The benefit of gradient boosting is it does not need to derive a new boosting algorithm for each loss function; it is generic enough that any differentiable function can be used.

2. A decision tree to make predictions

Specifically regression trees that output real values for model outputs. This allows subsequent model outputs to be added together, and 'correct' the residuals.

Trees are constructed in a greedy manner, choosing best split points based on purity scores (e.g. Gini index) to minimize the lost. It is common to constrain the tree in specific ways, such as max nodes, layers, splits, or leaf nodes.

3. An additive model to add weak learners to minimize the loss function

A gradient descent procedure is used to minimize the loss when adding trees.

Traditionally, gradient descent is used to minimize a set of parameters. Error or loss is calculated and weights are updated to minimize that error.

Instead of parameters we have decision tree regression models. After calculating the loss in a given model, we must add the tree/model that reduces the loss (i.e. follow the gradient). This is done by parameterizing the tree then modifying the parameters of the tree to move in the right direction by reducing the residual loss. The output of the new tree is then added to the existing sequence of trees in an effort to correct the final output of the model.

A fixed number of trees are added or training stops once loss reaches an acceptable level or no longer improves based on the validation set.
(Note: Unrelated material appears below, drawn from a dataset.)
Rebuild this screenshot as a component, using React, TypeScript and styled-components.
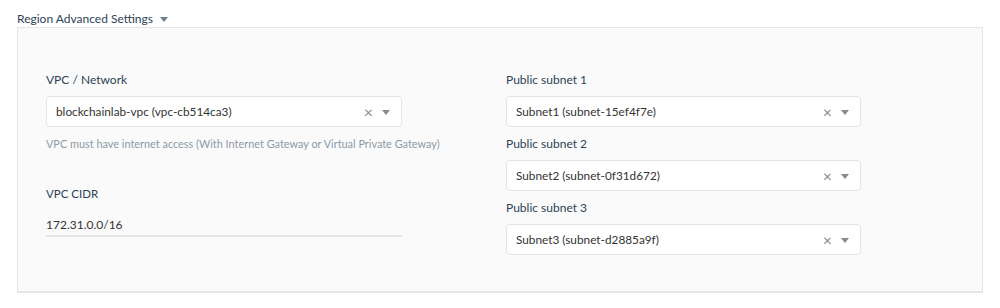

Common Enhancements to Gradient Boosting

Tree Constraints - As mentioned above, constraints on number of leaves, nodes, etc.

Shrinkage - Often called weighted updates, the predictions of each tree are added together sequentially and the contribution of each tree added can be weighted to 'slow down' the learning algorithm.

Random sampling - Instead of using the full dataset, at each iteration a sub-sample of the training data is used (without replacement) to fit the base learner.

Penalized learning - The decision trees can be made more complex by adding regularization terms (often called weights) to smooth the final learnt weights to avoid over-fitting. By design this tends to select a simple and predictive model.